Claroscuros
El brasileño Gabriel Mascaro había demostrado su capacidad de observación en los documentales Um lugar ao sol y Doméstica, y la virtud de no interferir con argumentos sociológicos fáciles. Eran los mismos personajes quienes manifestaban, en todo caso, su conciencia (o no) de clase. En Vientos de agosto se sumerge en el terreno fronterizo con la ficción y construye una película ambientada en un pueblo brasileño de Pernambuco que parece paralizado en el tiempo.

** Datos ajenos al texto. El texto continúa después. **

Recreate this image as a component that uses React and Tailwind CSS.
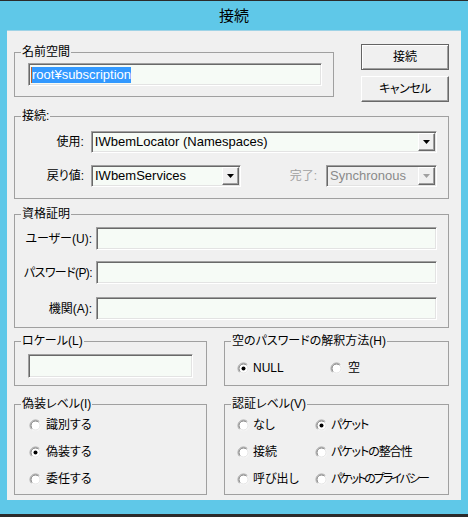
import React from "react";

function Group({ label, className, children }) {
  return (
    <div className={`relative border border-[#a0a0a0] ${className}`}>
      <span className="absolute -top-[9px] left-[6px] bg-[#f0f0f0] px-px text-[12px] leading-[16px] whitespace-nowrap">
        {label}
      </span>
      {children}
    </div>
  );
}

// sunken 3D edit box
function Field({ className, children }) {
  return (
    <div
      className={`flex items-center border border-t-[#a0a0a0] border-l-[#a0a0a0] border-r-white border-b-white shadow-[inset_1px_1px_0_#696969,inset_-1px_-1px_0_#e3e3e3] ${className}`}
    >
      {children}
    </div>
  );
}

function DropButton({ disabled }) {
  return (
    <div className="ml-auto mr-px flex h-[calc(100%-2px)] w-[17px] items-center justify-center border border-t-white border-l-white border-r-[#696969] border-b-[#696969] bg-[#f0f0f0] shadow-[inset_-1px_-1px_0_#a0a0a0]">
      <svg width="7" height="4" viewBox="0 0 7 4">
        <path d="M0 0h7L3.5 4z" fill={disabled ? "#a0a0a0" : "#000"} />
      </svg>
    </div>
  );
}

function Radio({ checked }) {
  return (
    <svg width="13" height="13" viewBox="0 0 13 13" className="shrink-0">
      <circle cx="6.5" cy="6.5" r="5.5" fill="#fff" />
      <path d="M2.6 10.4A5.5 5.5 0 0 1 10.4 2.6" fill="none" stroke="#a0a0a0" />
      <path d="M10.4 2.6A5.5 5.5 0 0 1 2.6 10.4" fill="none" stroke="#f4f4f4" />
      <path d="M3.3 9.7A4.5 4.5 0 0 1 9.7 3.3" fill="none" stroke="#7a7a7a" />
      <path d="M9.7 3.3A4.5 4.5 0 0 1 3.3 9.7" fill="none" stroke="#e3e3e3" />
      {checked && <circle cx="6.5" cy="6.5" r="2" fill="#000" />}
    </svg>
  );
}

function Option({ checked, gap, className, textClass, children }) {
  return (
    <div className={`flex h-[16px] items-center ${gap} ${className || ""}`}>
      <Radio checked={checked} />
      <span className={`text-[12px] leading-[16px] whitespace-nowrap ${textClass || ""}`}>{children}</span>
    </div>
  );
}

export default function App() {
  return (
    <div className="h-[517px] w-[468px] bg-[#2b2b2b] pt-px text-black font-['Liberation_Sans','Noto_Sans_CJK_JP',sans-serif] [font-feature-settings:'palt']">
      <div className="flex h-[513px] flex-col bg-[#5fc8e8]">
        <div className="flex h-[29px] items-center justify-center pt-[2px] text-[15px]">接続</div>

        <div className="mx-[7px] h-[470px] border-t border-[#9fd3e6] bg-[#f0f0f0] pl-[7px] pr-[12px]">
          {/* namespace + buttons */}
          <div className="flex items-start justify-between pt-[13px]">
            <Group label="名前空間" className="mt-[8px] h-[45px] w-[320px] pl-[13px] pt-[10px]">
              <Field className="h-[23px] w-[294px] bg-[#f6fbf6] pl-[3px]">
                <span className="relative bg-[#3399ff] text-[13px] leading-[16px] text-white">
                  <span className="absolute -left-px top-0 h-[16px] w-px bg-[#c0602a]" />
                  root¥subscription
                </span>
              </Field>
            </Group>
            <div className="flex flex-col gap-[6px]">
              <button className="h-[26px] w-[88px] border border-[#646464] bg-[#f0f0f0] text-[12px] shadow-[inset_1px_1px_0_#fff,inset_-1px_-1px_0_#a0a0a0]">
                接続
              </button>
              <button className="h-[26px] w-[88px] border border-t-white border-l-white border-r-[#696969] border-b-[#696969] bg-[#f0f0f0] text-[12px] tracking-[-0.5px] shadow-[inset_-1px_-1px_0_#a0a0a0]">
                キャンセル
              </button>
            </div>
          </div>

          {/* connection */}
          <Group label="接続:" className="mt-[14px] h-[83px] pr-[11px] pt-[14px]">
            <div className="flex h-[22px] items-center">
              <span className="w-[69px] text-right text-[12px]">使用:</span>
              <Field className="ml-[7px] h-[22px] w-[347px] bg-[#f6fbf6] pl-[3px]">
                <span className="text-[13px]">IWbemLocator (Namespaces)</span>
                <DropButton />
              </Field>
            </div>
            <div className="mt-[12px] flex h-[22px] items-center">
              <span className="w-[69px] text-right text-[12px]">戻り値:</span>
              <Field className="ml-[7px] h-[22px] w-[150px] bg-[#f6fbf6] pl-[3px]">
                <span className="text-[13px]">IWbemServices</span>
                <DropButton />
              </Field>
              <span className="ml-auto text-[12px] text-[#a0a0a0]">完了:</span>
              <Field className="ml-[9px] h-[22px] w-[111px] bg-[#f0f0f0] pl-[3px]">
                <span className="text-[13px] text-[#8a8a8a]">Synchronous</span>
                <DropButton disabled />
              </Field>
            </div>
          </Group>

          {/* credentials */}
          <Group label="資格証明" className="mt-[15px] h-[114px] pt-[12px]">
            <div className="flex h-[23px] items-center">
              <span className="w-[77px] text-right text-[12px] whitespace-nowrap">ユーザー(U):</span>
              <Field className="ml-[4px] h-[23px] w-[341px] bg-[#f6fbf6]" />
            </div>
            <div className="mt-[11px] flex h-[23px] items-center">
              <span className="w-[77px] text-right text-[12px] tracking-[-0.6px] whitespace-nowrap">パスワード(P):</span>
              <Field className="ml-[4px] h-[23px] w-[341px] bg-[#f6fbf6]" />
            </div>
            <div className="mt-[13px] flex h-[23px] items-center">
              <span className="w-[77px] text-right text-[12px] whitespace-nowrap">機関(A):</span>
              <Field className="ml-[4px] h-[23px] w-[341px] bg-[#f6fbf6]" />
            </div>
          </Group>

          {/* locale + empty password */}
          <div className="mt-[13px] flex gap-[17px]">
            <Group label="ロケール(L)" className="h-[45px] w-[193px] pl-[13px] pt-[12px]">
              <Field className="h-[24px] w-[165px] bg-[#f6fbf6]" />
            </Group>
            <Group label="空のパスワードの解釈方法(H)" className="flex h-[45px] w-[225px] items-start pl-[12px] pt-[18px]">
              <Option checked gap="gap-[3px]" className="w-[93px]">NULL</Option>
              <Option gap="gap-[5px]">空</Option>
            </Group>
          </div>

          {/* impersonation + authentication */}
          <div className="mt-[18px] flex gap-[17px]">
            <Group label="偽装レベル(I)" className="flex h-[91px] w-[193px] flex-col gap-[11px] pl-[14px] pt-[12px]">
              <Option gap="gap-[4px]">識別する</Option>
              <Option checked gap="gap-[4px]">偽装する</Option>
              <Option gap="gap-[4px]">委任する</Option>
            </Group>
            <Group label="認証レベル(V)" className="grid h-[91px] w-[225px] grid-cols-[78px_1fr] content-start gap-y-[11px] pl-[12px] pt-[12px]">
              <Option gap="gap-[3px]">なし</Option>
              <Option checked gap="gap-[3px]" textClass="tracking-[-1px]">パケット</Option>
              <Option gap="gap-[3px]">接続</Option>
              <Option gap="gap-[3px]" textClass="tracking-[-1px]">パケットの整合性</Option>
              <Option gap="gap-[3px]">呼び出し</Option>
              <Option gap="gap-[3px]" textClass="tracking-[-2px]">パケットのプライバシー</Option>
            </Group>
          </div>
        </div>
      </div>
    </div>
  );
}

Shirley y Jeison transcurren sus días en una rutina laboral que no está exenta de placer. Los cocos que recolectan pueden ser un buen colchón para hacer el amor y la pesca de moluscos una oportunidad para tomar sol y broncearse con gaseosa. Pese a las condiciones de vida, la luminosidad del lugar atravesado por el azul del mar y del cielo (captados sensiblemente en ángulos variados por la cámara) aparenta una cierta calma edénica. No obstante, llegan los vientos, la marea sube y entonces vienen las rupturas. Un sonidista (el propio Mascaro) altera ese orden con sus intervenciones para registrar los ecos de la naturaleza. Es el momento en que el film entra en el terreno de la indefinición, concentrándose en segmentos de tiempo y espacio.
La otra ruptura es argumental: el descubrimiento de una calavera y luego de un cadáver, hace que nos replanteemos la mirada inicial y nos hagamos algunas preguntas inquietantes. Los planos se tornan oscuros, ciertas dosis de humor negro son insertas conjuntamente con el misterio que invade al joven Jeison en torno al cuerpo hallado.
En una lectura más detenida, quizás, se pueda establecer un nexo entre este pequeño universo retratado y las cuestiones cruciales que son el centro de las reflexiones en Brasil, como en varios países de Latinoamérica: la identidad, la memoria y los desencuentros entre la tradición y el progreso.
Pese a la pérdida del tono narrativo, Vientos de agosto se sostiene visualmente con solidez poética.